Hope this helps, Eric
Reply to
curly
There are various size bottles available hear in UK. If you use the second from smallest you will find them a lot more economical on gas and not much heavier than the small ones. Bought my gas set many years ago. Since MIG came along, it's only really used for cutting and heating. Wouldn't be without it though.
John
Reply to
John Manders
I used to use a 'MC' sized rig for brazing up AC lines all the time, but that was about all it's good for.
A 'B' cylinder and 50CF oxygen rig doesn't take up much more room, can still be carried to a roof or basement for repair work like the Port-A Torch (Or get a 50 foot hose!) but they last a whole lot longer on a fill and do more useful work. I have two sets of cylinders, so when one goes flat I can switch and keep going for a while, and get refills later.
If you plan to go to the supply house on foot, get the special little hand truck for the tanks that has the safety chains for the bottles. You can roll the bottles to and from the supply house. (But leave the regulators and other parts at home, those little bits will bounce out of the tray if you go very far..) ;-)
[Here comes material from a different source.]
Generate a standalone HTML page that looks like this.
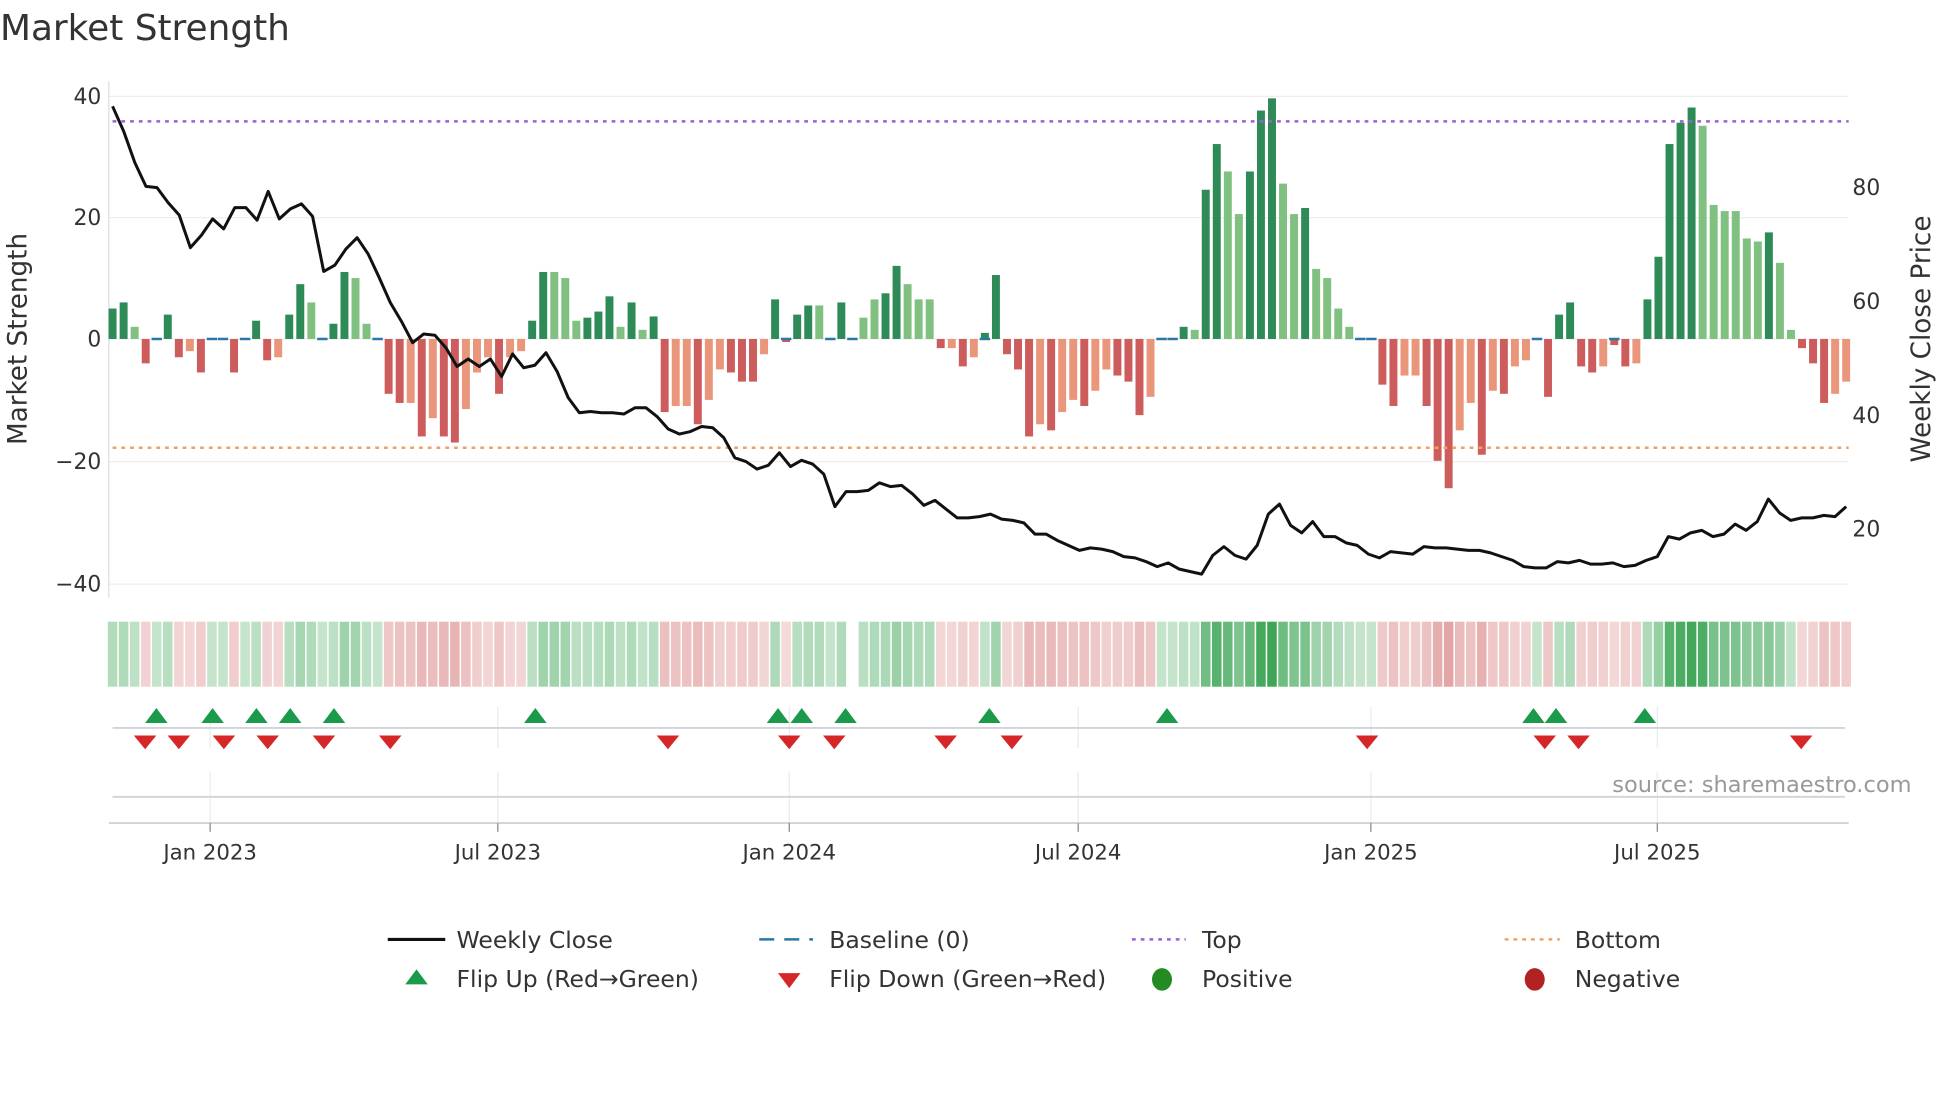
<!DOCTYPE html>
<html><head><meta charset="utf-8"><style>
html,body{margin:0;padding:0;background:#fff;overflow:hidden}
svg{display:block}
text{font-family:"DejaVu Sans","Liberation Sans",sans-serif;fill:#333}
</style></head><body>
<svg id="s" width="1960" height="1102" viewBox="0 0 1567 881" preserveAspectRatio="none" xmlns="http://www.w3.org/2000/svg">
<text x="0" y="32" font-size="28.7">Market Strength</text>
<g stroke="#eeeeee" stroke-width="1">
<line x1="87" y1="77" x2="1478" y2="77"/><line x1="87" y1="174" x2="1478" y2="174"/><line x1="87" y1="271" x2="1478" y2="271"/><line x1="87" y1="369" x2="1478" y2="369"/><line x1="87" y1="467" x2="1478" y2="467"/>
</g>
<line x1="87" y1="65" x2="87" y2="478" stroke="#ddd"/>
<g font-size="17.5" text-anchor="end">
<text x="81" y="83">40</text><text x="81" y="180">20</text><text x="81" y="277">0</text><text x="81" y="375">−20</text><text x="81" y="473">−40</text>
</g>
<g font-size="17.5">
<text x="1481" y="156">80</text><text x="1481" y="247">60</text><text x="1481" y="338">40</text><text x="1481" y="429">20</text>
</g>
<text transform="translate(21,271) rotate(-90)" font-size="21" text-anchor="middle">Market Strength</text>
<text transform="translate(1543,271) rotate(-90)" font-size="21" text-anchor="middle">Weekly Close Price</text>
<g id="bars"></g>
<line x1="90" y1="97" x2="1478" y2="97" stroke="#9b5fd6" stroke-width="2" stroke-dasharray="3,4"/>
<line x1="90" y1="358" x2="1478" y2="358" stroke="#f0a060" stroke-width="2" stroke-dasharray="3,4"/>
<polyline id="price" fill="none" stroke="#111" stroke-width="2.4" stroke-linejoin="round"/>
<g id="strip"></g>
<g stroke="#e8ecf0" stroke-width="1">
<line x1="168" y1="565" x2="168" y2="598"/><line x1="398" y1="565" x2="398" y2="598"/><line x1="631" y1="565" x2="631" y2="598"/><line x1="862" y1="565" x2="862" y2="598"/><line x1="1096" y1="565" x2="1096" y2="598"/><line x1="1325" y1="565" x2="1325" y2="598"/>
<line x1="168" y1="617" x2="168" y2="658"/><line x1="398" y1="617" x2="398" y2="658"/><line x1="631" y1="617" x2="631" y2="658"/><line x1="862" y1="617" x2="862" y2="658"/><line x1="1096" y1="617" x2="1096" y2="658"/><line x1="1325" y1="617" x2="1325" y2="658"/>
</g>
<line x1="90" y1="582" x2="1475" y2="582" stroke="#d0d3d8" stroke-width="1.5"/>
<line x1="90" y1="637" x2="1475" y2="637" stroke="#d0d3d8" stroke-width="1.5"/>
<line x1="87" y1="658" x2="1478" y2="658" stroke="#d0d3d8" stroke-width="1.5"/>
<g id="marks"></g>
<g stroke="#888" stroke-width="1">
<line x1="168" y1="658" x2="168" y2="665"/><line x1="398" y1="658" x2="398" y2="665"/><line x1="631" y1="658" x2="631" y2="665"/><line x1="862" y1="658" x2="862" y2="665"/><line x1="1096" y1="658" x2="1096" y2="665"/><line x1="1325" y1="658" x2="1325" y2="665"/>
</g>
<g font-size="17" text-anchor="middle">
<text x="168" y="687">Jan 2023</text><text x="398" y="687">Jul 2023</text><text x="631" y="687">Jan 2024</text><text x="862" y="687">Jul 2024</text><text x="1096" y="687">Jan 2025</text><text x="1325" y="687">Jul 2025</text>
</g>
<text x="1289" y="633" font-size="18" style="fill:#999">source: sharemaestro.com</text>
<g font-size="18.8">
<line x1="310" y1="751" x2="356" y2="751" stroke="#111" stroke-width="2.5"/><text x="365" y="758">Weekly Close</text>
<line x1="607" y1="751" x2="650" y2="751" stroke="#2a78a8" stroke-width="2" stroke-dasharray="12,8"/><text x="663" y="758">Baseline (0)</text>
<line x1="905" y1="751" x2="948" y2="751" stroke="#9b5fd6" stroke-width="2" stroke-dasharray="3,4"/><text x="961" y="758">Top</text>
<line x1="1203" y1="751" x2="1247" y2="751" stroke="#f0a060" stroke-width="2" stroke-dasharray="3,4"/><text x="1259" y="758">Bottom</text>
<polygon points="333,775 324,787 342,787" fill="#1a9a4a"/><text x="365" y="789">Flip Up (Red→Green)</text>
<polygon points="622,778 640,778 631,790" fill="#d62728"/><text x="663" y="789">Flip Down (Green→Red)</text>
<ellipse cx="929" cy="783" rx="8" ry="9" fill="#228b22"/><text x="961" y="789">Positive</text>
<ellipse cx="1227" cy="783" rx="8" ry="9" fill="#b22222"/><text x="1259" y="789">Negative</text>
</g>
</svg>
<script>
var NS="http://www.w3.org/2000/svg";
function el(p,t,a){var e=document.createElementNS(NS,t);for(var k in a)e.setAttribute(k,a[k]);p.appendChild(e);return e;}
var B=[[5,0],[6,0],[2,1],[-4,0],[0,0],[4,0],[-3,0],[-2,1],[-5.5,0],[0,0],[0,0],[-5.5,0],[0,0],[3,0],[-3.5,0],[-3,1],[4,0],[9,0],[6,1],[0,0],[2.5,0],[11,0],[10,1],[2.5,1],[0,0],[-9,0],[-10.5,0],[-10.5,1],[-16,0],[-13,1],[-16,0],[-17,0],[-11.5,1],[-5.5,1],[-3,1],[-9,0],[-3,1],[-2,1],[3,0],[11,0],[11,1],[10,1],[3,1],[3.5,0],[4.5,0],[7,0],[2,1],[6,0],[1.5,1],[3.7,0],[-12,0],[-11,1],[-11,1],[-14,0],[-10,1],[-5,1],[-5.5,0],[-7,0],[-7,0],[-2.5,1],[6.5,0],[-0.5,0],[4,0],[5.5,0],[5.5,1],[0,0],[6,0],[0,0],[3.5,1],[6.5,1],[7.5,0],[12,0],[9,1],[6.5,1],[6.5,1],[-1.5,0],[-1.5,1],[-4.5,0],[-3,1],[1,0],[10.5,0],[-2.5,0],[-5,0],[-16,0],[-14,1],[-15,0],[-12,1],[-10,1],[-11,0],[-8.5,1],[-5,1],[-6,0],[-7,0],[-12.5,0],[-9.5,1],[0,0],[0,0],[2,0],[1.5,1],[24.5,0],[32,0],[27.5,1],[20.5,1],[27.5,0],[37.5,0],[39.5,0],[25.5,1],[20.5,1],[21.5,0],[11.5,1],[10,1],[5,1],[2,1],[0,0],[0,0],[-7.5,0],[-11,0],[-6,1],[-6,1],[-11,0],[-20,0],[-24.5,0],[-15,1],[-10.5,1],[-19,0],[-8.5,1],[-9,0],[-4.5,1],[-3.5,1],[0,0],[-9.5,0],[4,0],[6,0],[-4.5,0],[-5.5,0],[-4.5,1],[-1,0],[-4.5,0],[-4,1],[6.5,0],[13.5,0],[32,0],[35.5,0],[38,0],[35,1],[22,1],[21,1],[21,1],[16.5,1],[16,1],[17.5,0],[12.5,1],[1.5,1],[-1.5,0],[-4,0],[-10.5,0],[-9,1],[-7,1]];
var P=[85,105,130,149,150,162,172,198,188,175,183,166,166,176,153,175,167,163,173,217,212,199,190,203,222,242,257,274,267,268,278,293,287,293,287,301,283,294,292,282,297,318,330,329,330,330,331,326,326,333,343,347,345,341,342,350,366,369,375,372,362,373,368,371,379,405,393,393,392,386,389,388,395,404,400,407,414,414,413,411,415,416,418,427,427,432,436,440,438,439,441,445,446,449,453,450,455,457,459,444,437,444,447,436,411,403,420,426,417,429,429,434,436,443,446,441,442,443,437,438,438,439,440,440,442,445,448,453,454,454,449,450,448,451,451,450,453,452,448,445,429,431,426,424,429,427,419,424,417,399,410,416,414,414,412,413,405];
var bars=document.getElementById('bars'),strip=document.getElementById('strip');
var n=B.length,dx=(1476-90)/(n-1),w=dx*0.72;
function mix(c,t){var r=Math.round(255+(c[0]-255)*t),g=Math.round(255+(c[1]-255)*t),b=Math.round(255+(c[2]-255)*t);return 'rgb('+r+','+g+','+b+')';}
B.forEach(function(d,i){var v=d[0],x=90+i*dx,y0=271,h=Math.abs(v)*4.87;
 if(v===0){el(bars,'line',{x1:x-w/2-1,x2:x+w/2+1,y1:271,y2:271,stroke:'#2a78a8','stroke-width':2});}
 else{var c=v>0?(d[1]?'#80c080':'#2e8b57'):(d[1]?'#e9967a':'#cd5c5c');
 el(bars,'rect',{x:x-w/2,y:v>0?y0-h:y0,width:w,height:h,fill:c});
 if(Math.abs(v)<1.5) el(bars,'line',{x1:x-w/2-1,x2:x+w/2+1,y1:271,y2:271,stroke:'#2a78a8','stroke-width':2});}
 var t=0.3+Math.min(Math.abs(v),40)/40*0.7;
 var col=v>=0?mix([60,165,85],t):mix([210,110,110],t*0.85);
 if(x>678&&x<688) return;
 el(strip,'rect',{x:x-dx/2+0.6,y:497,width:dx-1.2,height:52,fill:col});
});
var pts=P.map(function(y,i){return (90+i*(1476-90)/(P.length-1)).toFixed(1)+','+y;}).join(' ');
document.getElementById('price').setAttribute('points',pts);
var m=document.getElementById('marks');
[125,170,205,232,267,428,622,641,676,791,933,1226,1244,1315].forEach(function(x){el(m,'polygon',{points:(x)+',566 '+(x-9)+',578 '+(x+9)+',578',fill:'#1a9a4a'});});
[116,143,179,214,259,312,534,631,667,756,809,1093,1235,1262,1440].forEach(function(x){el(m,'polygon',{points:(x-9)+',588 '+(x+9)+',588 '+x+',599',fill:'#d62728'});});
</script>
</body></html>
If you plan to keep them for a while, go for good quality full-size equipment like the Victor Journeyman or Super-Range kits, as opposed to the mini-regulators on the Port-A-Torches or no-name Taiwan import regulators and equipment - buying cheap equipment often (when it breaks) can't beat buying good quality tools /once/ and using them in good health for 30 or 40 years...
You can get full-size two-stage regulators, and the adapters to attach them to MC or B cylinders. You can always get small tips and throttle down a big torch, but you can't crank the baby torch up past it's limits.
Or you get a set of quick-connects for your hoses, and rig a second mini-torch handle for those little jewelry jobs. The big regulators don't care if you use a small torch. I also have a quick connect on my Prestolite handle if I want to use Air-Acetylene for a bit of plumbing work, and save on the oxygen.
And remember that you need big tanks for O-A cutting, you can't use more than 1/7 of the acetylene cylinder contents per hour - meaning for all practical purposes cutting is out with a MC cylinder rig, and only small and quick cuts (hot-wrenching the occasional bolt off) with a B. And forget about any big boys like a Rosebud tip. You'll need to rent a set of full-size tanks if you want to do any heavy work - and the full-size regulators will fasten right up and handle it.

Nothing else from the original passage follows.